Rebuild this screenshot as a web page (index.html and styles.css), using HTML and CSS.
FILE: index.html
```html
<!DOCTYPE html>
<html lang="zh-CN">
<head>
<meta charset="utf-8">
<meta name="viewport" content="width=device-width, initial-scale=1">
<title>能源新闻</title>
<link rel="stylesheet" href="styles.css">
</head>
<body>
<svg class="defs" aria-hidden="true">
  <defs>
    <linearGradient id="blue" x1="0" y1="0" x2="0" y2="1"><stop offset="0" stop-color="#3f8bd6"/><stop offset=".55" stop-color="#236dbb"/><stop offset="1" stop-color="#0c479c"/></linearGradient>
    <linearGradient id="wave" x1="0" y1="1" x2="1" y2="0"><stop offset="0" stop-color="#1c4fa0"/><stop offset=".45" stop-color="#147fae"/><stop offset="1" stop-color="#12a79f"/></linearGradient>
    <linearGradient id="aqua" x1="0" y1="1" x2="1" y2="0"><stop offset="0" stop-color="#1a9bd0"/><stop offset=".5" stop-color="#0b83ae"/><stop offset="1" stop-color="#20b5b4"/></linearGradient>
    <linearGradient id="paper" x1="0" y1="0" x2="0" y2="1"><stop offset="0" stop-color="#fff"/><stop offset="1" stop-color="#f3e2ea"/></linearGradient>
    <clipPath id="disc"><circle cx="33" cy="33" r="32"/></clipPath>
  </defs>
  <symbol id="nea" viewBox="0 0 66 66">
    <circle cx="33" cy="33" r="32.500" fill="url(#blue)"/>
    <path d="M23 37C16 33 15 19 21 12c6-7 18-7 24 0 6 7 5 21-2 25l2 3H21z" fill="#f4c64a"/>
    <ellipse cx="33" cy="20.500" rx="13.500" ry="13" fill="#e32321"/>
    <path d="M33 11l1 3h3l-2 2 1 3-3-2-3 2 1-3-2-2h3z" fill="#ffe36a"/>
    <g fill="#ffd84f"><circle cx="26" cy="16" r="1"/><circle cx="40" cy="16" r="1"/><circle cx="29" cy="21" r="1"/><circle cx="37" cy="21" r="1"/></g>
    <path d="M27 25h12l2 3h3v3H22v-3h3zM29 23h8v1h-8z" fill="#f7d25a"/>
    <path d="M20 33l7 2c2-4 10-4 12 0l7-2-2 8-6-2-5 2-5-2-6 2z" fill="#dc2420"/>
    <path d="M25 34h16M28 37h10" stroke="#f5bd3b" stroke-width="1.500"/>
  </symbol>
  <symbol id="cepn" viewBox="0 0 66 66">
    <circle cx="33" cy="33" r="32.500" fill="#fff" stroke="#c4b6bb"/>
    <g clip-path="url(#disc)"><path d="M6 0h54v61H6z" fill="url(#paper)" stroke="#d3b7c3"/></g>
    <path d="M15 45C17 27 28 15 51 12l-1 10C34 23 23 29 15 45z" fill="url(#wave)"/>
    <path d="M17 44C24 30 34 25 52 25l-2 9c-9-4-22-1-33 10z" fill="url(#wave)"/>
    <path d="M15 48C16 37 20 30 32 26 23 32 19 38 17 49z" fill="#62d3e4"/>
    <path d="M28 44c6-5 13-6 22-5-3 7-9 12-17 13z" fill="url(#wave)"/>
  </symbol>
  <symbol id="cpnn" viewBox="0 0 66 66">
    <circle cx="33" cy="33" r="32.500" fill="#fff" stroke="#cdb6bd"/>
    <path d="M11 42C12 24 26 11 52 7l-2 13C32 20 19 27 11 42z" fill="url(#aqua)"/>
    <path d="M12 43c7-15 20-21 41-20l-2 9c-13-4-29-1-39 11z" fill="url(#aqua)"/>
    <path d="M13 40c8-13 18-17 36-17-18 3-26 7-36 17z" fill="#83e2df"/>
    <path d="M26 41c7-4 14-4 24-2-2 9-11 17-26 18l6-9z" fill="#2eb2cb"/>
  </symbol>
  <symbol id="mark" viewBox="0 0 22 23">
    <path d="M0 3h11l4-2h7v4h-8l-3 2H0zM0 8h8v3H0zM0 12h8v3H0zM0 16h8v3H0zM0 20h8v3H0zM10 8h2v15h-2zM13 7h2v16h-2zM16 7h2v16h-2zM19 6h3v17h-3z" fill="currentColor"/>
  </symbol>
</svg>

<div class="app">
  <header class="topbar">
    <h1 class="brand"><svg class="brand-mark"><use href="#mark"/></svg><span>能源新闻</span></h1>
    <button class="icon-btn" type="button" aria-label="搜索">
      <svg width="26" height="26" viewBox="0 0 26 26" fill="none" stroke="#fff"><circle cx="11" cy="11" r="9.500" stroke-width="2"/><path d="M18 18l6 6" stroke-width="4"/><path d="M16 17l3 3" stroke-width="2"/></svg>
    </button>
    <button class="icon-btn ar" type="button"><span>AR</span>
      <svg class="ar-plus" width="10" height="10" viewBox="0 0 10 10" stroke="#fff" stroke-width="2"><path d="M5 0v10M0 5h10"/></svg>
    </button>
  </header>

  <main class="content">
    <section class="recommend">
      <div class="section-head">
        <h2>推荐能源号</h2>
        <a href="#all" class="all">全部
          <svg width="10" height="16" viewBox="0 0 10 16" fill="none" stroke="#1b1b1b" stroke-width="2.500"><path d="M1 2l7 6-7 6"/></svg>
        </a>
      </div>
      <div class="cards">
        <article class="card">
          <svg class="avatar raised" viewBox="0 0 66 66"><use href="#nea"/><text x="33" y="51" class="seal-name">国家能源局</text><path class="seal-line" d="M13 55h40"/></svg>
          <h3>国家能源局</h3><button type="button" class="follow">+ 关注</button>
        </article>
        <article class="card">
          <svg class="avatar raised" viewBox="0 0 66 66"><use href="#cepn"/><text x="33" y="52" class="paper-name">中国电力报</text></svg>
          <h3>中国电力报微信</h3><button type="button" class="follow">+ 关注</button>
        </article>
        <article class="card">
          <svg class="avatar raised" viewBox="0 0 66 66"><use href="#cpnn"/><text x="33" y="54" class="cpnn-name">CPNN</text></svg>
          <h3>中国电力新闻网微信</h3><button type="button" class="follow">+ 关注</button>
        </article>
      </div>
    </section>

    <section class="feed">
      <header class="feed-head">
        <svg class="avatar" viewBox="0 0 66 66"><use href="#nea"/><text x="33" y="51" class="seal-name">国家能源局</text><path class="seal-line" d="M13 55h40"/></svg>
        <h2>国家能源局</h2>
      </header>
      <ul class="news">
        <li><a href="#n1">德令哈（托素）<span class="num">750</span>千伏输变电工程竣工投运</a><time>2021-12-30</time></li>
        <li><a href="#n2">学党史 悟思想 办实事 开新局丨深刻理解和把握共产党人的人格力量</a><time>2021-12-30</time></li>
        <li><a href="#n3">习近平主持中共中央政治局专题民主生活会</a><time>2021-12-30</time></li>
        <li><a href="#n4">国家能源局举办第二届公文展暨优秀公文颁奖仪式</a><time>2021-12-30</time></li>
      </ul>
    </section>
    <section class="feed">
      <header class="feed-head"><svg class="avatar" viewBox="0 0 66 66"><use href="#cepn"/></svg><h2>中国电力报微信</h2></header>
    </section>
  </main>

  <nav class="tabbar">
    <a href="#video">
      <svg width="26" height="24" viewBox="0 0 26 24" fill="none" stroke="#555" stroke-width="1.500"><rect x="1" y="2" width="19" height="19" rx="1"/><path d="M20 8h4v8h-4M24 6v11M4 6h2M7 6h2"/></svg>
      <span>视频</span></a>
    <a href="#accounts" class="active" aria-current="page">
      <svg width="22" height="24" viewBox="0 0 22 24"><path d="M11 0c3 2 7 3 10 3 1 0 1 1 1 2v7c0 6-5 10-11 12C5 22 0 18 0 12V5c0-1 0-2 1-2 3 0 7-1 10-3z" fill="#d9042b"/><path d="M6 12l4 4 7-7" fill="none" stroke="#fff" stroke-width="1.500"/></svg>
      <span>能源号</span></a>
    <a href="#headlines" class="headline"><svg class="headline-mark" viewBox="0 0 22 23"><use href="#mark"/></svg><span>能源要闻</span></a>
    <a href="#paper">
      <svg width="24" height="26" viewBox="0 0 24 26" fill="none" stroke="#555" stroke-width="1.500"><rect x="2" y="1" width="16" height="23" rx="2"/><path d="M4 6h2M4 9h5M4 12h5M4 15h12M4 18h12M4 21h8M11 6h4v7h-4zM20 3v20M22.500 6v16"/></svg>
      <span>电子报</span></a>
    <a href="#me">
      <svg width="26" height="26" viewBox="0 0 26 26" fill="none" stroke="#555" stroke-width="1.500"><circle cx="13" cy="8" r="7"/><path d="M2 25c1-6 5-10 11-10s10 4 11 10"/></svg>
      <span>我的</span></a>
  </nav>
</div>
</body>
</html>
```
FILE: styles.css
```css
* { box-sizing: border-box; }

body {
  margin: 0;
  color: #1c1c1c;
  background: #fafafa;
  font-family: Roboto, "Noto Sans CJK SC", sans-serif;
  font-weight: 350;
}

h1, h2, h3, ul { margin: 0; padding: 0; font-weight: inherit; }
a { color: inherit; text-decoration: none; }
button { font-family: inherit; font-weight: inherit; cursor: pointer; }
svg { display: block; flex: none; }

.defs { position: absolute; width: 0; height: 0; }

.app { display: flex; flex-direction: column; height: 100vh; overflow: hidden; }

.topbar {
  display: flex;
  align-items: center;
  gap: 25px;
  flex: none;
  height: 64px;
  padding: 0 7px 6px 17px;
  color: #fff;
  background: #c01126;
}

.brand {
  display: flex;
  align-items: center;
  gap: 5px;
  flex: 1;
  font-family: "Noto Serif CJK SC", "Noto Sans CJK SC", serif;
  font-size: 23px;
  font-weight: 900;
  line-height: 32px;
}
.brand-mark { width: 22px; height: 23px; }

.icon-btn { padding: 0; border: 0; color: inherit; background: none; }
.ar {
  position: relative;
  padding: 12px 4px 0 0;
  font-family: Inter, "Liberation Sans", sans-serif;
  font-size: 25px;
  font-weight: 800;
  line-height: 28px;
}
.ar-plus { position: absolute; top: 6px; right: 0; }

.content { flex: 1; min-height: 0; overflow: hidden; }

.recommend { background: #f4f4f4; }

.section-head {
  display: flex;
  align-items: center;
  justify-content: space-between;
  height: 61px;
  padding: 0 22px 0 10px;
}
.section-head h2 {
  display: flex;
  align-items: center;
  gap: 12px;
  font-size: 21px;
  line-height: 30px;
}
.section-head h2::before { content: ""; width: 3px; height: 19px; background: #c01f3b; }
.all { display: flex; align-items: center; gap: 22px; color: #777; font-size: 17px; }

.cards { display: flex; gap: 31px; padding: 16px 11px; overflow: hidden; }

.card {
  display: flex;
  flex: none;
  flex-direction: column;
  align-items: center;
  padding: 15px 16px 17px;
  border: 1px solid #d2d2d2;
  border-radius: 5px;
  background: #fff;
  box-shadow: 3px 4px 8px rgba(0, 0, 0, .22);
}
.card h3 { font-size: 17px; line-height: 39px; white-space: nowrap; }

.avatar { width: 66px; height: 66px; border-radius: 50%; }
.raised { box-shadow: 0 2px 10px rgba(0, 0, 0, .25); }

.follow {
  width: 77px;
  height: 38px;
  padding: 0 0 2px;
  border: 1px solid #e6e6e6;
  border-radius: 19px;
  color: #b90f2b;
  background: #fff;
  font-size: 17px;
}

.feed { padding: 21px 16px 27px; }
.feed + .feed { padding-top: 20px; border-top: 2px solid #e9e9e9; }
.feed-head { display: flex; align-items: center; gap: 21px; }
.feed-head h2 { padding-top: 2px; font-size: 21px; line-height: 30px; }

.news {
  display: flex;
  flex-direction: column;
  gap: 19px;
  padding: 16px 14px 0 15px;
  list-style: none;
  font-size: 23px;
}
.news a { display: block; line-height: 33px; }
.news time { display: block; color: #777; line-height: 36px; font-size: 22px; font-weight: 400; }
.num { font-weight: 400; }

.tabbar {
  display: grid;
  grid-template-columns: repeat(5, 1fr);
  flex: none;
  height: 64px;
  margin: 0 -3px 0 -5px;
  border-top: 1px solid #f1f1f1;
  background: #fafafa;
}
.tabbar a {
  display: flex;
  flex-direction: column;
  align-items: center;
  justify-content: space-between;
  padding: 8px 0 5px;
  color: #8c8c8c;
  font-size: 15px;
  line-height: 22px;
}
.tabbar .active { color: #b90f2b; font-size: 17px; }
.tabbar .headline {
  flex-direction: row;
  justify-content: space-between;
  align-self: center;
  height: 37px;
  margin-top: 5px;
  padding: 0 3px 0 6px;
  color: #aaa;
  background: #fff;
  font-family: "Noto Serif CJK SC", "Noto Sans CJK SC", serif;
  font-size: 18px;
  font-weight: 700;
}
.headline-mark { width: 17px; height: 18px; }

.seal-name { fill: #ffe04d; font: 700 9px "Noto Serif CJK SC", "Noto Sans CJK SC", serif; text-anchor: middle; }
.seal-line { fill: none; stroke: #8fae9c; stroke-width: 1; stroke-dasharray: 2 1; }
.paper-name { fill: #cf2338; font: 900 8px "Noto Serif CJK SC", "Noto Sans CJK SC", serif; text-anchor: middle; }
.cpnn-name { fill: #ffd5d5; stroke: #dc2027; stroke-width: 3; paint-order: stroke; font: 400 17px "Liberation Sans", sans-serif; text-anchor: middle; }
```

########################################

Your task is to collect every line above that contains the word "page".

Rebuild this screenshot as a web page (index.html and styles.css), using HTML and CSS.
    <a href="#accounts" class="active" aria-current="page">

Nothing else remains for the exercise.